— Start of Supplied data —

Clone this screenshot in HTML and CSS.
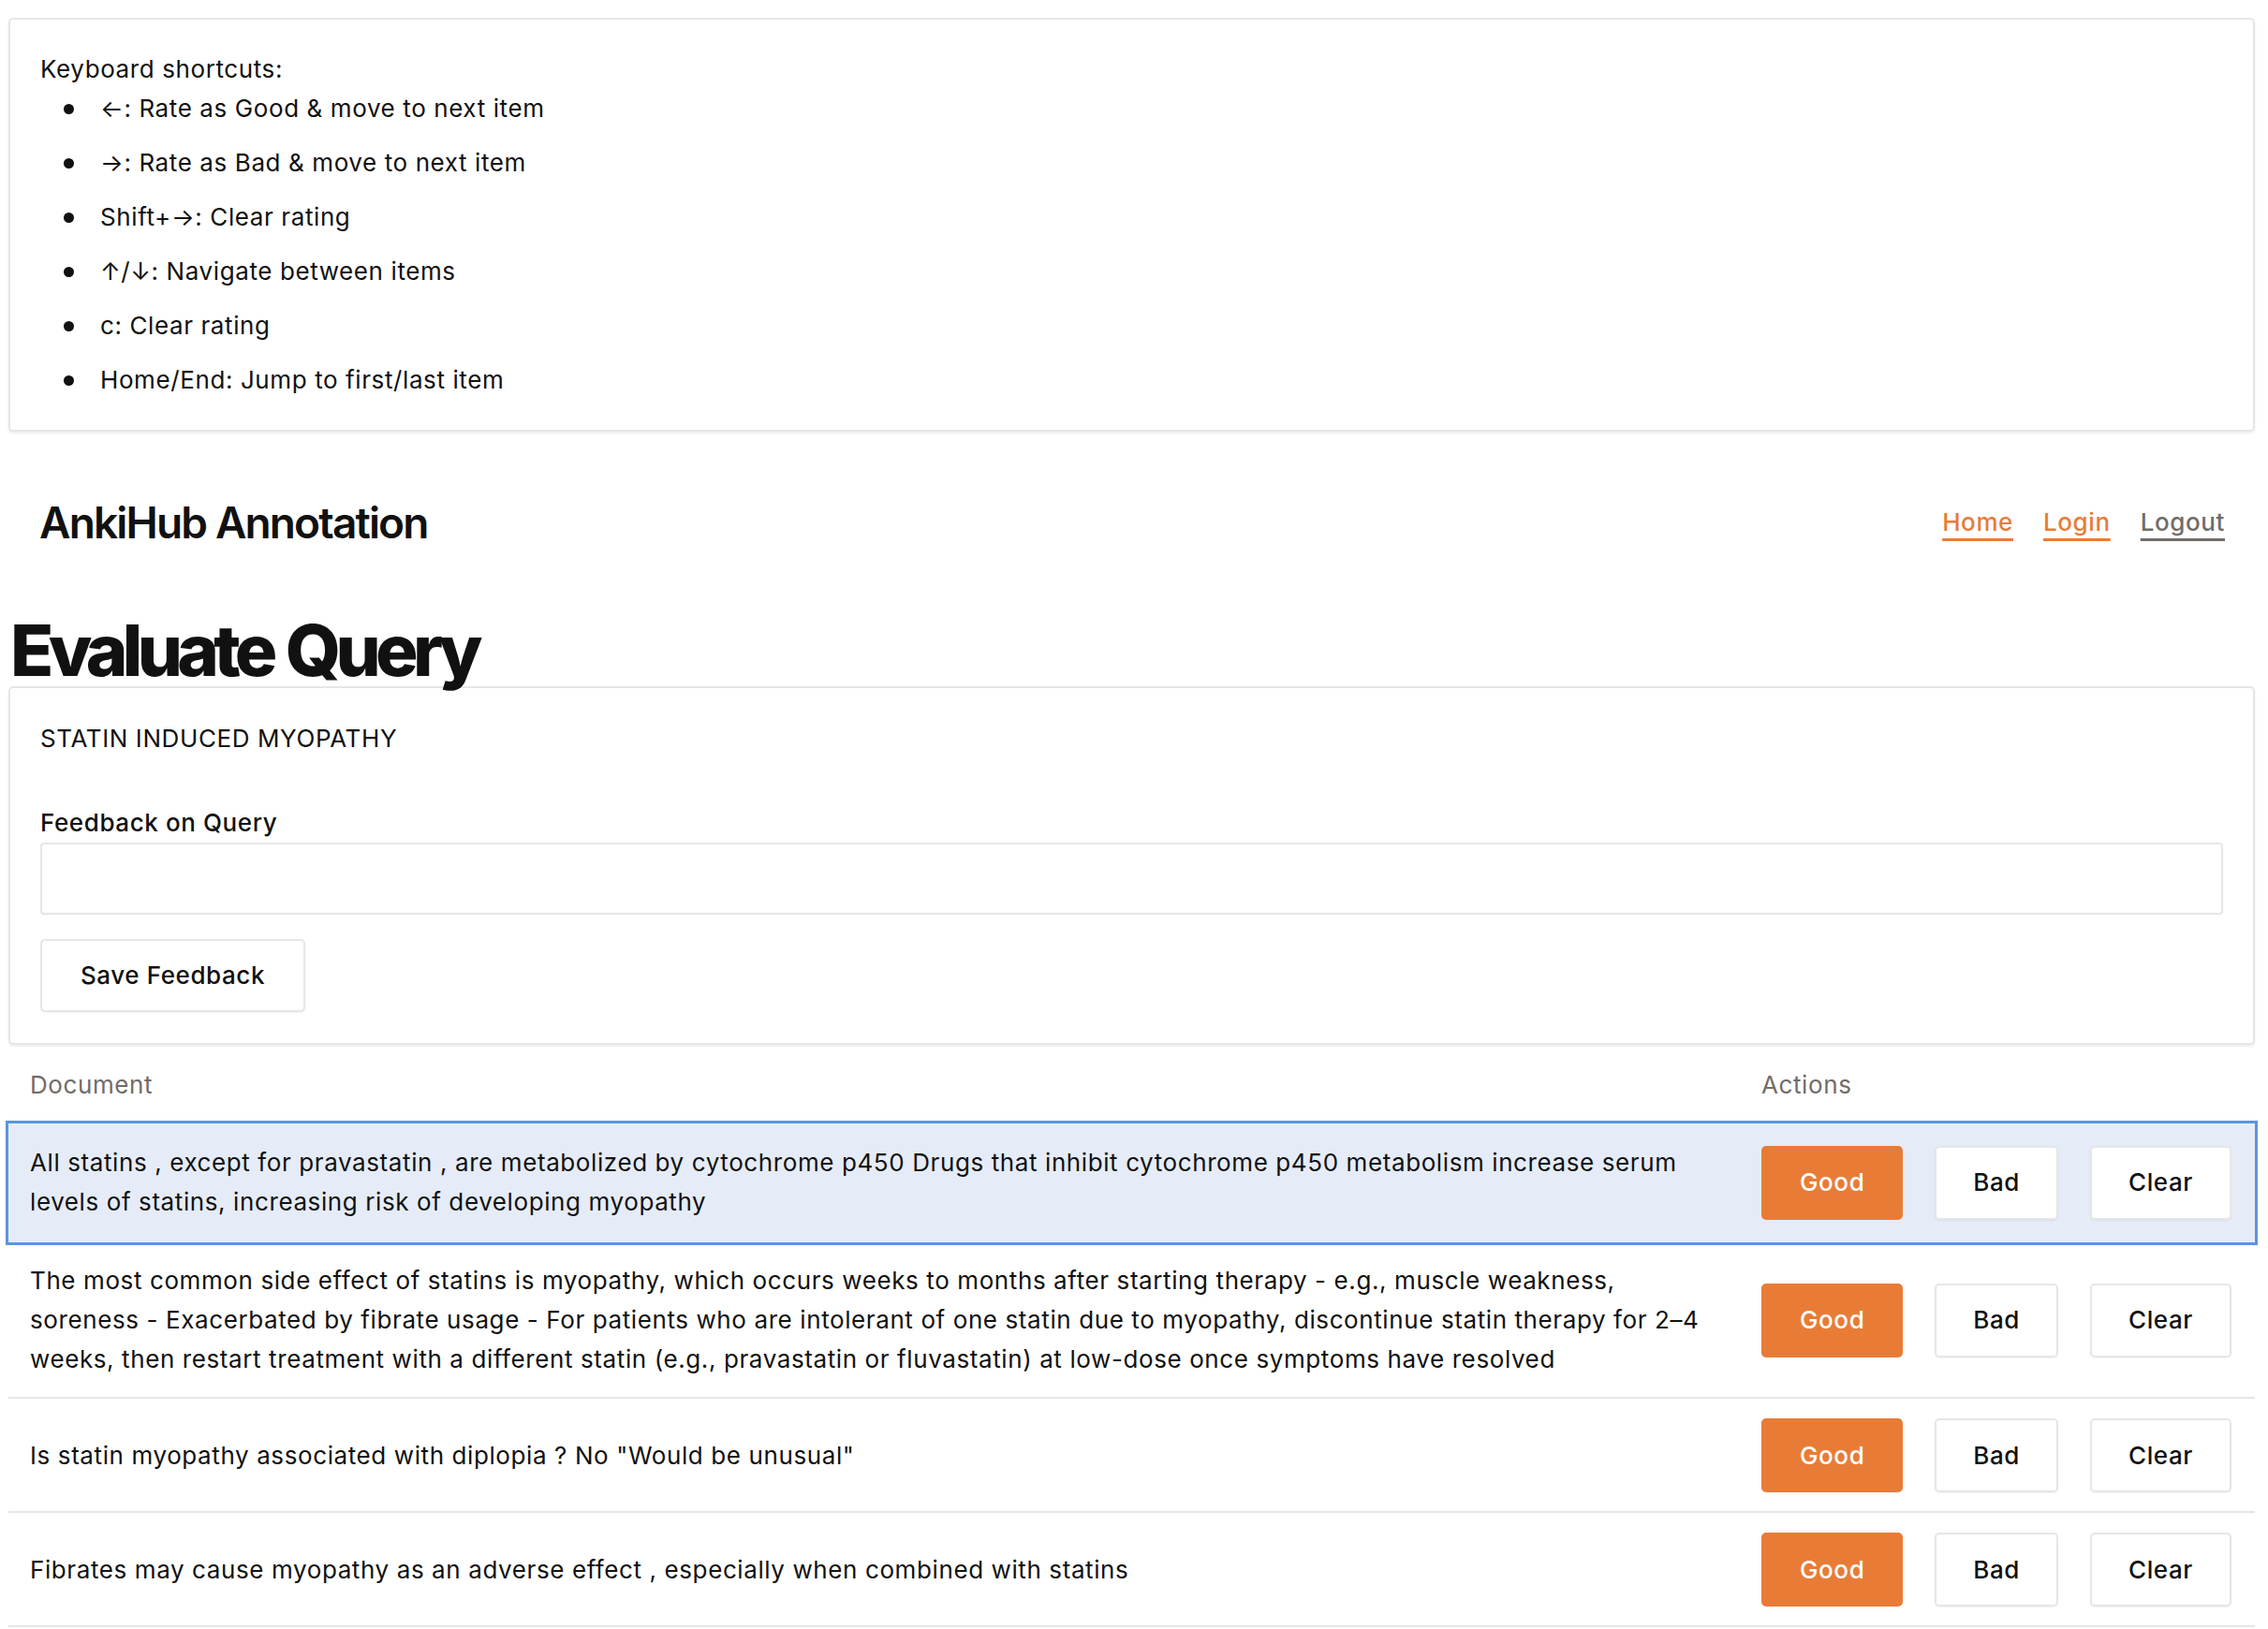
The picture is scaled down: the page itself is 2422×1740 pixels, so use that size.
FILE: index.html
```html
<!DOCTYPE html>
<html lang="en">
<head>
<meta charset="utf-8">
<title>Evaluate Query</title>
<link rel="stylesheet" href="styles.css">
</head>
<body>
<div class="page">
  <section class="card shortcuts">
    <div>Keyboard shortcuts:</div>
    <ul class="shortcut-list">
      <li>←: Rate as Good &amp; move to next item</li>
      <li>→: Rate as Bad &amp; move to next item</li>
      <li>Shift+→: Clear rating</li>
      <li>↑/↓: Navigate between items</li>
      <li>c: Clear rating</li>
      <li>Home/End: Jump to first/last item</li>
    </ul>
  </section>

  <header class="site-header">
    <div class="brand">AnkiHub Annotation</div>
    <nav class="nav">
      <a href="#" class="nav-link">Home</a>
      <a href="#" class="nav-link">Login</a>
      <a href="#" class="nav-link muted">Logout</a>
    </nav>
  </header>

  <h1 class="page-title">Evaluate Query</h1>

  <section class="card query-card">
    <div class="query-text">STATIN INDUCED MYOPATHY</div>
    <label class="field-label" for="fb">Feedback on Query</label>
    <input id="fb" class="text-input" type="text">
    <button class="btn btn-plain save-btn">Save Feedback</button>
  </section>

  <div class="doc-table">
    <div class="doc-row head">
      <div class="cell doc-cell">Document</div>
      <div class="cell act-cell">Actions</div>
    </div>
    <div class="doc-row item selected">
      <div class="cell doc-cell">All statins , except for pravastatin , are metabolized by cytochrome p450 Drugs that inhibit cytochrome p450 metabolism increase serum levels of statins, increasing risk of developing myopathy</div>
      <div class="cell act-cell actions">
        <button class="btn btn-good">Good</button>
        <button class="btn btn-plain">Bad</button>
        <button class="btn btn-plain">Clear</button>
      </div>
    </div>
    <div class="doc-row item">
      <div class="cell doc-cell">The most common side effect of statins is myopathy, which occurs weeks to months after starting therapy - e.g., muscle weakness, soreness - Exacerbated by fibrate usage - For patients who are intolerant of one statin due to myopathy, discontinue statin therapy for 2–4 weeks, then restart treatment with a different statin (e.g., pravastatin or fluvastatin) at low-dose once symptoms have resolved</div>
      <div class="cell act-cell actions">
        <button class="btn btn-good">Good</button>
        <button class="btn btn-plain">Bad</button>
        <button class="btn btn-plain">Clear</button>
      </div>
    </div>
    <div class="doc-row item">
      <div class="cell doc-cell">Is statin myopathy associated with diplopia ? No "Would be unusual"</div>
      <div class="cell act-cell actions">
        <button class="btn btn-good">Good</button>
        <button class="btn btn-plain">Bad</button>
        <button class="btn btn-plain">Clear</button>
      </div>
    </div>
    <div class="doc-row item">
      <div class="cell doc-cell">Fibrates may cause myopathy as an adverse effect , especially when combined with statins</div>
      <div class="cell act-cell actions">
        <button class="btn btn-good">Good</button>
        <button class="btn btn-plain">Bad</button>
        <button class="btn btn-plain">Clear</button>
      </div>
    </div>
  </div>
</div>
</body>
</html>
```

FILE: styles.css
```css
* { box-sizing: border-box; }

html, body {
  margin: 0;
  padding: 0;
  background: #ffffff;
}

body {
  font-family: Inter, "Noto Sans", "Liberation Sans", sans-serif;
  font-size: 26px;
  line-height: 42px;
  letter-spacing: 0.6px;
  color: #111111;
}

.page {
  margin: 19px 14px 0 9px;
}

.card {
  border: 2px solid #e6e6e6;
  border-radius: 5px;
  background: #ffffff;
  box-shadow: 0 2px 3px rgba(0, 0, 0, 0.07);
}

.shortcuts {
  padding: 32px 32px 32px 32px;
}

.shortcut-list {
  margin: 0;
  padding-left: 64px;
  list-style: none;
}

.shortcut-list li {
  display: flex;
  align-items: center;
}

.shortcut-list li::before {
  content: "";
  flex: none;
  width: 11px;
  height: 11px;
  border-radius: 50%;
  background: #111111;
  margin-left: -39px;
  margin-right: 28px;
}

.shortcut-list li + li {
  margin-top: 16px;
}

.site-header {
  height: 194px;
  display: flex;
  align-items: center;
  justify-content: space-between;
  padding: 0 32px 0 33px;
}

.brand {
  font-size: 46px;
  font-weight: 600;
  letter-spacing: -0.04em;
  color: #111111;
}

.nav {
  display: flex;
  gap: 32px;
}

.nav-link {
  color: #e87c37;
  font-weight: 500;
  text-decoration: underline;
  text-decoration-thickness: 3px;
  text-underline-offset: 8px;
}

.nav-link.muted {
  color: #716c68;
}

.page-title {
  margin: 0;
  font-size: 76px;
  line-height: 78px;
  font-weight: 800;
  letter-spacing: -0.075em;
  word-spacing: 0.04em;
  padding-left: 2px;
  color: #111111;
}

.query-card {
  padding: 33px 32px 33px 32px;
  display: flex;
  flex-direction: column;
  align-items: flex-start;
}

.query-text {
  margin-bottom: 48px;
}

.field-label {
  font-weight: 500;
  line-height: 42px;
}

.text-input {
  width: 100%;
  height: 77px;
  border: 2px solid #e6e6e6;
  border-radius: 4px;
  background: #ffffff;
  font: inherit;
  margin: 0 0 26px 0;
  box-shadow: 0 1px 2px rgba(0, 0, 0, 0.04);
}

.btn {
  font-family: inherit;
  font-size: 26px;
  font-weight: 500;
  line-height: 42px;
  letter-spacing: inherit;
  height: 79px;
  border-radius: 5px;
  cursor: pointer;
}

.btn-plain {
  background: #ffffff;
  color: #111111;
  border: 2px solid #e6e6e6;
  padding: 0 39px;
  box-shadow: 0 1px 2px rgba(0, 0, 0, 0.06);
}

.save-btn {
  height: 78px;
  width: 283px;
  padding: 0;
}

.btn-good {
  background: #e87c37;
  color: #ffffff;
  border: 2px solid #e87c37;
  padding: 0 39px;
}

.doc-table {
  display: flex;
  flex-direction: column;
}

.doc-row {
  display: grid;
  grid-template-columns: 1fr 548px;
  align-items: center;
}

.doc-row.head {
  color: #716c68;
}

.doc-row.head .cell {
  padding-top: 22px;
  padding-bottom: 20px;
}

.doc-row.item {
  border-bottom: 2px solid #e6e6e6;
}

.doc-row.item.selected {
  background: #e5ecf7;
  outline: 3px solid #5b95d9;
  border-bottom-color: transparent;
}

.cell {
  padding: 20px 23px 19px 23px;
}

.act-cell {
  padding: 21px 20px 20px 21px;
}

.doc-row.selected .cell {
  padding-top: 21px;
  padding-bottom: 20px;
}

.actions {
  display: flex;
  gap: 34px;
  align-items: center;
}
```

— End of Supplied data —

Given task:
Copy every line of the data exactly as written, excluding the pictures.

Task output:
Clone this screenshot in HTML and CSS.
The picture is scaled down: the page itself is 2422×1740 pixels, so use that size.
FILE: index.html
```html
<!DOCTYPE html>
<html lang="en">
<head>
<meta charset="utf-8">
<title>Evaluate Query</title>
<link rel="stylesheet" href="styles.css">
</head>
<body>
<div class="page">
  <section class="card shortcuts">
    <div>Keyboard shortcuts:</div>
    <ul class="shortcut-list">
      <li>←: Rate as Good &amp; move to next item</li>
      <li>→: Rate as Bad &amp; move to next item</li>
      <li>Shift+→: Clear rating</li>
      <li>↑/↓: Navigate between items</li>
      <li>c: Clear rating</li>
      <li>Home/End: Jump to first/last item</li>
    </ul>
  </section>

  <header class="site-header">
    <div class="brand">AnkiHub Annotation</div>
    <nav class="nav">
      <a href="#" class="nav-link">Home</a>
      <a href="#" class="nav-link">Login</a>
      <a href="#" class="nav-link muted">Logout</a>
    </nav>
  </header>

  <h1 class="page-title">Evaluate Query</h1>

  <section class="card query-card">
    <div class="query-text">STATIN INDUCED MYOPATHY</div>
    <label class="field-label" for="fb">Feedback on Query</label>
    <input id="fb" class="text-input" type="text">
    <button class="btn btn-plain save-btn">Save Feedback</button>
  </section>

  <div class="doc-table">
    <div class="doc-row head">
      <div class="cell doc-cell">Document</div>
      <div class="cell act-cell">Actions</div>
    </div>
    <div class="doc-row item selected">
      <div class="cell doc-cell">All statins , except for pravastatin , are metabolized by cytochrome p450 Drugs that inhibit cytochrome p450 metabolism increase serum levels of statins, increasing risk of developing myopathy</div>
      <div class="cell act-cell actions">
        <button class="btn btn-good">Good</button>
        <button class="btn btn-plain">Bad</button>
        <button class="btn btn-plain">Clear</button>
      </div>
    </div>
    <div class="doc-row item">
      <div class="cell doc-cell">The most common side effect of statins is myopathy, which occurs weeks to months after starting therapy - e.g., muscle weakness, soreness - Exacerbated by fibrate usage - For patients who are intolerant of one statin due to myopathy, discontinue statin therapy for 2–4 weeks, then restart treatment with a different statin (e.g., pravastatin or fluvastatin) at low-dose once symptoms have resolved</div>
      <div class="cell act-cell actions">
        <button class="btn btn-good">Good</button>
        <button class="btn btn-plain">Bad</button>
        <button class="btn btn-plain">Clear</button>
      </div>
    </div>
    <div class="doc-row item">
      <div class="cell doc-cell">Is statin myopathy associated with diplopia ? No "Would be unusual"</div>
      <div class="cell act-cell actions">
        <button class="btn btn-good">Good</button>
        <button class="btn btn-plain">Bad</button>
        <button class="btn btn-plain">Clear</button>
      </div>
    </div>
    <div class="doc-row item">
      <div class="cell doc-cell">Fibrates may cause myopathy as an adverse effect , especially when combined with statins</div>
      <div class="cell act-cell actions">
        <button class="btn btn-good">Good</button>
        <button class="btn btn-plain">Bad</button>
        <button class="btn btn-plain">Clear</button>
      </div>
    </div>
  </div>
</div>
</body>
</html>
```

FILE: styles.css
```css
* { box-sizing: border-box; }

html, body {
  margin: 0;
  padding: 0;
  background: #ffffff;
}

body {
  font-family: Inter, "Noto Sans", "Liberation Sans", sans-serif;
  font-size: 26px;
  line-height: 42px;
  letter-spacing: 0.6px;
  color: #111111;
}

.page {
  margin: 19px 14px 0 9px;
}

.card {
  border: 2px solid #e6e6e6;
  border-radius: 5px;
  background: #ffffff;
  box-shadow: 0 2px 3px rgba(0, 0, 0, 0.07);
}

.shortcuts {
  padding: 32px 32px 32px 32px;
}

.shortcut-list {
  margin: 0;
  padding-left: 64px;
  list-style: none;
}

.shortcut-list li {
  display: flex;
  align-items: center;
}

.shortcut-list li::before {
  content: "";
  flex: none;
  width: 11px;
  height: 11px;
  border-radius: 50%;
  background: #111111;
  margin-left: -39px;
  margin-right: 28px;
}

.shortcut-list li + li {
  margin-top: 16px;
}

.site-header {
  height: 194px;
  display: flex;
  align-items: center;
  justify-content: space-between;
  padding: 0 32px 0 33px;
}

.brand {
  font-size: 46px;
  font-weight: 600;
  letter-spacing: -0.04em;
  color: #111111;
}

.nav {
  display: flex;
  gap: 32px;
}

.nav-link {
  color: #e87c37;
  font-weight: 500;
  text-decoration: underline;
  text-decoration-thickness: 3px;
  text-underline-offset: 8px;
}

.nav-link.muted {
  color: #716c68;
}

.page-title {
  margin: 0;
  font-size: 76px;
  line-height: 78px;
  font-weight: 800;
  letter-spacing: -0.075em;
  word-spacing: 0.04em;
  padding-left: 2px;
  color: #111111;
}

.query-card {
  padding: 33px 32px 33px 32px;
  display: flex;
  flex-direction: column;
  align-items: flex-start;
}

.query-text {
  margin-bottom: 48px;
}

.field-label {
  font-weight: 500;
  line-height: 42px;
}

.text-input {
  width: 100%;
  height: 77px;
  border: 2px solid #e6e6e6;
  border-radius: 4px;
  background: #ffffff;
  font: inherit;
  margin: 0 0 26px 0;
  box-shadow: 0 1px 2px rgba(0, 0, 0, 0.04);
}

.btn {
  font-family: inherit;
  font-size: 26px;
  font-weight: 500;
  line-height: 42px;
  letter-spacing: inherit;
  height: 79px;
  border-radius: 5px;
  cursor: pointer;
}

.btn-plain {
  background: #ffffff;
  color: #111111;
  border: 2px solid #e6e6e6;
  padding: 0 39px;
  box-shadow: 0 1px 2px rgba(0, 0, 0, 0.06);
}

.save-btn {
  height: 78px;
  width: 283px;
  padding: 0;
}

.btn-good {
  background: #e87c37;
  color: #ffffff;
  border: 2px solid #e87c37;
  padding: 0 39px;
}

.doc-table {
  display: flex;
  flex-direction: column;
}

.doc-row {
  display: grid;
  grid-template-columns: 1fr 548px;
  align-items: center;
}

.doc-row.head {
  color: #716c68;
}

.doc-row.head .cell {
  padding-top: 22px;
  padding-bottom: 20px;
}

.doc-row.item {
  border-bottom: 2px solid #e6e6e6;
}

.doc-row.item.selected {
  background: #e5ecf7;
  outline: 3px solid #5b95d9;
  border-bottom-color: transparent;
}

.cell {
  padding: 20px 23px 19px 23px;
}

.act-cell {
  padding: 21px 20px 20px 21px;
}

.doc-row.selected .cell {
  padding-top: 21px;
  padding-bottom: 20px;
}

.actions {
  display: flex;
  gap: 34px;
  align-items: center;
}
```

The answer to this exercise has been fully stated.